**DATA BLOCK**
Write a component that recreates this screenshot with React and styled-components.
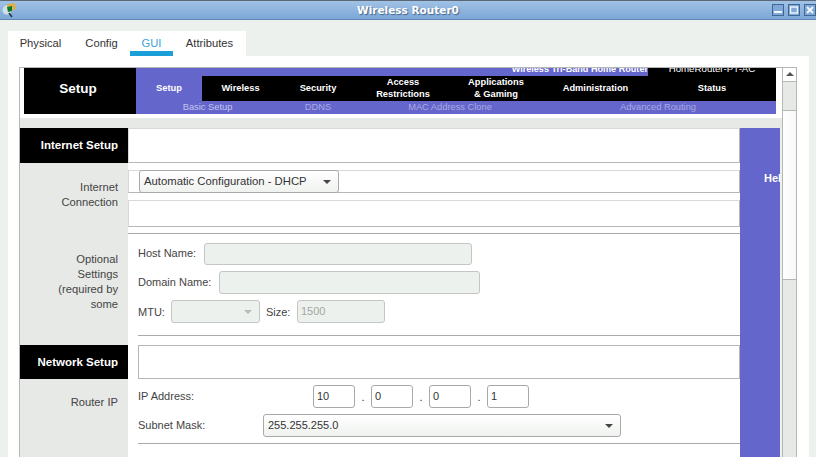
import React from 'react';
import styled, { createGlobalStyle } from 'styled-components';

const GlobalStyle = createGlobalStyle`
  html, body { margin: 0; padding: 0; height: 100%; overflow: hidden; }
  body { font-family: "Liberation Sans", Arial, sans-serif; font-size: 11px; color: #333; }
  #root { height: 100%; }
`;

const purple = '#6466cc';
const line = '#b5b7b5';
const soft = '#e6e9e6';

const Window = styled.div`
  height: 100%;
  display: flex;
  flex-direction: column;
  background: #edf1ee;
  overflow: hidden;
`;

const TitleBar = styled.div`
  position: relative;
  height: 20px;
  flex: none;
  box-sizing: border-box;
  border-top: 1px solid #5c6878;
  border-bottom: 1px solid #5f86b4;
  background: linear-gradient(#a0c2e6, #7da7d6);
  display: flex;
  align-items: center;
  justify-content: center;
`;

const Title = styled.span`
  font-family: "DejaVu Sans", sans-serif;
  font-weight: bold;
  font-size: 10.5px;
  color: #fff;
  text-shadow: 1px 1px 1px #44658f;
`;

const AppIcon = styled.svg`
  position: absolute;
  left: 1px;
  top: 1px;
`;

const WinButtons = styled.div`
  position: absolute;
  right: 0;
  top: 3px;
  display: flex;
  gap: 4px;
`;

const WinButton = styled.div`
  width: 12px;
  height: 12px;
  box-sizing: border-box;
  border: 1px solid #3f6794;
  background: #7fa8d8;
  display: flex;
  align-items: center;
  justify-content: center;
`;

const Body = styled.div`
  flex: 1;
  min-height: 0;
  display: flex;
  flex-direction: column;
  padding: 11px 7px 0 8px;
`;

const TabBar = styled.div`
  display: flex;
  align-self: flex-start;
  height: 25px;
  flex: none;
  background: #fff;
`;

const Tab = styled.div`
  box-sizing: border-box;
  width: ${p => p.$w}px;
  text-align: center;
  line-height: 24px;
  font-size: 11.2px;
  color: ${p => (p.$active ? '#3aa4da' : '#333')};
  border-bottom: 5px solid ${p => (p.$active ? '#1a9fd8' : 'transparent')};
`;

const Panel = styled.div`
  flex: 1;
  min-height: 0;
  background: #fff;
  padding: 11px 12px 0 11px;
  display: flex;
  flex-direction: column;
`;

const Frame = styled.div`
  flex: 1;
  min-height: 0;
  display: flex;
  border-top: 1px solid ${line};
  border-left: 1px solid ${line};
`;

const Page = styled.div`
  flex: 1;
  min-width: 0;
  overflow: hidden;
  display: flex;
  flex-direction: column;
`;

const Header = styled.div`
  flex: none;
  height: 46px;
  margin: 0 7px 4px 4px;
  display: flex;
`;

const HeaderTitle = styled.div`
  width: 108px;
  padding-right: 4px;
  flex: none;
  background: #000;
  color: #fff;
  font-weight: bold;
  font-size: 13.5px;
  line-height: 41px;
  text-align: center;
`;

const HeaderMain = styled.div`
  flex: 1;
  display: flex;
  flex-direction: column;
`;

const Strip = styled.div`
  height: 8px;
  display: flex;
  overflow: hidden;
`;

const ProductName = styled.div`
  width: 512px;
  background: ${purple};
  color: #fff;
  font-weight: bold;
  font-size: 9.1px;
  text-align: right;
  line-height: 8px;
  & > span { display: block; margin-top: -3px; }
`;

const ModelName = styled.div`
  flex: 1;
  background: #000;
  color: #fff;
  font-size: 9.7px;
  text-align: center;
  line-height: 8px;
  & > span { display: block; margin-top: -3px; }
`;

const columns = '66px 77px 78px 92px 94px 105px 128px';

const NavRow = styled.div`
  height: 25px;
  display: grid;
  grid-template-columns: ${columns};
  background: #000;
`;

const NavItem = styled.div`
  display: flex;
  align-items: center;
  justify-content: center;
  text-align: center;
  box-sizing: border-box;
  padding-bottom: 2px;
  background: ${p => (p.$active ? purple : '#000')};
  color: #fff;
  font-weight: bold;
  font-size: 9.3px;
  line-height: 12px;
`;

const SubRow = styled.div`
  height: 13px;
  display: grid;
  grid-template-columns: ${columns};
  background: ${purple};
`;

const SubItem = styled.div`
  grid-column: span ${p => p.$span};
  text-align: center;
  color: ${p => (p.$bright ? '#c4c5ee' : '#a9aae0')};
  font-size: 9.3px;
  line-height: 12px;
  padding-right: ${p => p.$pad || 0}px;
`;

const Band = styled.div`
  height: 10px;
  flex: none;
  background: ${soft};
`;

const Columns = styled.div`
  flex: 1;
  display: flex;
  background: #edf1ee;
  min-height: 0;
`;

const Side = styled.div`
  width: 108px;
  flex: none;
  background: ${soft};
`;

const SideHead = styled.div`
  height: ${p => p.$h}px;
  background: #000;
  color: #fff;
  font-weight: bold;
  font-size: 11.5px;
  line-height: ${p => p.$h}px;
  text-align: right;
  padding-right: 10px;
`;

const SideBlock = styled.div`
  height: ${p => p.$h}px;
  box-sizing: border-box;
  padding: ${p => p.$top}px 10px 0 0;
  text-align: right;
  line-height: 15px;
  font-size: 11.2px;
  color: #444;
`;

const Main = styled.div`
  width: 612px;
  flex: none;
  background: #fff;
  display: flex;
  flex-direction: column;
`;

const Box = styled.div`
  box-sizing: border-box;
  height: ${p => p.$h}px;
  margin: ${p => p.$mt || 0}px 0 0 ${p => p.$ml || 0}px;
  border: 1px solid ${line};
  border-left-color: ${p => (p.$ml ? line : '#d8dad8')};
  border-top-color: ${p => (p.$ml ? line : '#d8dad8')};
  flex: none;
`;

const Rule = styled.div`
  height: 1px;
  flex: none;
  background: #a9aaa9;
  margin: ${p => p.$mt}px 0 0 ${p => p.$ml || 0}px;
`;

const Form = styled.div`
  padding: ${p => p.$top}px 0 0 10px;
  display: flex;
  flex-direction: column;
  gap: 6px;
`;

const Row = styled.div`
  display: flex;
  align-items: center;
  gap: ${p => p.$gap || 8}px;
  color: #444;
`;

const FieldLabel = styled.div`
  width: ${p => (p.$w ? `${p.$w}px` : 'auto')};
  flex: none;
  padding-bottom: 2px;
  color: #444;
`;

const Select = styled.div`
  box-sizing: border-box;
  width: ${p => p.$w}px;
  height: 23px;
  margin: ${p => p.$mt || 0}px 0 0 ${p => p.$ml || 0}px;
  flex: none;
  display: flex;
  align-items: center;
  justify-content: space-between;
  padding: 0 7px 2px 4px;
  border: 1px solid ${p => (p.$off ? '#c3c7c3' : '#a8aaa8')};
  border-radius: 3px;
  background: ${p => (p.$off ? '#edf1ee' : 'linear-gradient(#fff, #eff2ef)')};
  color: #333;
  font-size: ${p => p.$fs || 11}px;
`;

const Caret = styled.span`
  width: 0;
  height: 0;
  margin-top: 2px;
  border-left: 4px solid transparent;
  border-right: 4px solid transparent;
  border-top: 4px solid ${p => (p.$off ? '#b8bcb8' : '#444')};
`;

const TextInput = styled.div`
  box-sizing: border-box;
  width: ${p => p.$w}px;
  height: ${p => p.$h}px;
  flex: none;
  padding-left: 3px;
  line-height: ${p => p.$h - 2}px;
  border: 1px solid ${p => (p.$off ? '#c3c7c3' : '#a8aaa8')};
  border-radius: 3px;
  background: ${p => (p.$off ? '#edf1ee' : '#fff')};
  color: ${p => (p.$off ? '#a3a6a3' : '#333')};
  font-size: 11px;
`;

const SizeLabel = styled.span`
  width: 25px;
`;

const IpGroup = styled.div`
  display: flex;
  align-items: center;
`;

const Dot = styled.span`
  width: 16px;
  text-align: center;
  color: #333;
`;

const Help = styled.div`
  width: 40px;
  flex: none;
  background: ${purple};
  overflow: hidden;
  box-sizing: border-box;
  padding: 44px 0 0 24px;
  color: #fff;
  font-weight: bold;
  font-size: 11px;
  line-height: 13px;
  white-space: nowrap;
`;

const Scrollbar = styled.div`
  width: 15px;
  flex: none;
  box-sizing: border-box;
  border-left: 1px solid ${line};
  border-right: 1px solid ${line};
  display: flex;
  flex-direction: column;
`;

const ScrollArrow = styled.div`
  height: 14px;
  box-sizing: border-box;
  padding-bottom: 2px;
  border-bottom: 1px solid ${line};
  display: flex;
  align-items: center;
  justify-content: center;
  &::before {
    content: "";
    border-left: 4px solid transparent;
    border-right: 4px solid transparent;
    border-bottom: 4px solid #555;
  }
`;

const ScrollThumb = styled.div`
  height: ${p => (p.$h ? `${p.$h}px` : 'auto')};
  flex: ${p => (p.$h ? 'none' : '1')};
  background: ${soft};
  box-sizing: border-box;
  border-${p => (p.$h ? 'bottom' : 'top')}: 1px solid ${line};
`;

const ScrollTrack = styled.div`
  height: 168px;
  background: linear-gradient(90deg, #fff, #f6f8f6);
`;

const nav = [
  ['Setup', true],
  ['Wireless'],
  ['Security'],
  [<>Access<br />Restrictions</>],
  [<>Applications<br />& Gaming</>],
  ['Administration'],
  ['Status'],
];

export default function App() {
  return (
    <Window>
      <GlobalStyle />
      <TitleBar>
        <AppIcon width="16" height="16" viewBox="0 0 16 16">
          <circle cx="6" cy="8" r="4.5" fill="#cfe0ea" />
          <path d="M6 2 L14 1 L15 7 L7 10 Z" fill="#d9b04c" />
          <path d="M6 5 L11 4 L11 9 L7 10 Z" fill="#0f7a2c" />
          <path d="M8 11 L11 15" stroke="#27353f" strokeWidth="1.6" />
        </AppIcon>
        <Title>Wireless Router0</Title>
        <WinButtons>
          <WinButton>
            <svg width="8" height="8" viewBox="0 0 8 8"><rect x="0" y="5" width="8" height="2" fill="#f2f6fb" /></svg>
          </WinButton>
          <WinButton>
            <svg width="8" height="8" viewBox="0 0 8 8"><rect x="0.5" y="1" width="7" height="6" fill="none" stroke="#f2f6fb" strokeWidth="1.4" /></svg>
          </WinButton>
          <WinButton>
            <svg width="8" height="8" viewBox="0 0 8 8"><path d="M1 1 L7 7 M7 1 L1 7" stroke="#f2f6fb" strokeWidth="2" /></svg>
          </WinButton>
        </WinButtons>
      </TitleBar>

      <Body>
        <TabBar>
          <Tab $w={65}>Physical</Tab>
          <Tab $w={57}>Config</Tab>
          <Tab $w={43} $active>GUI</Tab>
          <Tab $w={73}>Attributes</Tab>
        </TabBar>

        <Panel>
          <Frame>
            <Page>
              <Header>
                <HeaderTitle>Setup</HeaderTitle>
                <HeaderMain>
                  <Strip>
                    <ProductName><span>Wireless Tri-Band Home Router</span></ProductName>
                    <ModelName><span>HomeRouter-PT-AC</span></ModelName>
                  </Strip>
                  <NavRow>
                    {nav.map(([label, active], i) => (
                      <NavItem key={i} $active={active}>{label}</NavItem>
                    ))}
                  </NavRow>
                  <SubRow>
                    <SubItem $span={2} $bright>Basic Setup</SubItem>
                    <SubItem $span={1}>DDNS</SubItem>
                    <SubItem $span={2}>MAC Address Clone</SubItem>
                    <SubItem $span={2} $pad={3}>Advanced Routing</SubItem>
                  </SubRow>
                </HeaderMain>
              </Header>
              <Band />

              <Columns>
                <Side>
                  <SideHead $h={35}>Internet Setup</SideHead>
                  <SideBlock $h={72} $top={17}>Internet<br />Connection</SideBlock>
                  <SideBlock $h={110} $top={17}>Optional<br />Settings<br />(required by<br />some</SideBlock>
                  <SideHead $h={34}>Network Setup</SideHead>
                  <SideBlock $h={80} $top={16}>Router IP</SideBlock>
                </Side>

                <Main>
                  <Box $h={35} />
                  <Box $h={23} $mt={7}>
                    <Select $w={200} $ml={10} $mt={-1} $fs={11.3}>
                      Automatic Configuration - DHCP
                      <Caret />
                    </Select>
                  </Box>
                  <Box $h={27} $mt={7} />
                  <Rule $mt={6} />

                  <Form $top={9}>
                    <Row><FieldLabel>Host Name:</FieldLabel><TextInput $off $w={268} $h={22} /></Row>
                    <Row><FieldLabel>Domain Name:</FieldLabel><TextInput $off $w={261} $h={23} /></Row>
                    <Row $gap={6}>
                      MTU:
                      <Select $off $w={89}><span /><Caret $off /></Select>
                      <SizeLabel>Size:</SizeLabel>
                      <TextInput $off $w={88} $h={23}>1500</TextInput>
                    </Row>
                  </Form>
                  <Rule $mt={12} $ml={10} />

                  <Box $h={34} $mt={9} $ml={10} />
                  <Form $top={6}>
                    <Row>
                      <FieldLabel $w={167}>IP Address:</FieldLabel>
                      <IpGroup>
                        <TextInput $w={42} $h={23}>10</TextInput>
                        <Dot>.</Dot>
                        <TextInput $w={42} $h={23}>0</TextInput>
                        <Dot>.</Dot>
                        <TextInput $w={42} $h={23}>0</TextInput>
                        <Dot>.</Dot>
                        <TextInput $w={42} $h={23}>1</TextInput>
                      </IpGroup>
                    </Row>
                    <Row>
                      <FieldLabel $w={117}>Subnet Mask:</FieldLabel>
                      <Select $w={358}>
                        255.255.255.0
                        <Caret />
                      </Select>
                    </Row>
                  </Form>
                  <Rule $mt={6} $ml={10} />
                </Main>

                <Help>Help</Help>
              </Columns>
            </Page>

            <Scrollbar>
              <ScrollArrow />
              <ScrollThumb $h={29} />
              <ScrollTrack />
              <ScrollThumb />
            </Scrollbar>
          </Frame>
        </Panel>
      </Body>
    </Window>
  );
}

**AIM**
The lines from the top of the data above through the one holding "const soft = '#e6e9e6';" are to be repeated exactly, and only those, with no pictures.

**COMPLETE RESPONSE**
Write a component that recreates this screenshot with React and styled-components.
import React from 'react';
import styled, { createGlobalStyle } from 'styled-components';

const GlobalStyle = createGlobalStyle`
  html, body { margin: 0; padding: 0; height: 100%; overflow: hidden; }
  body { font-family: "Liberation Sans", Arial, sans-serif; font-size: 11px; color: #333; }
  #root { height: 100%; }
`;

const purple = '#6466cc';
const line = '#b5b7b5';
const soft = '#e6e9e6';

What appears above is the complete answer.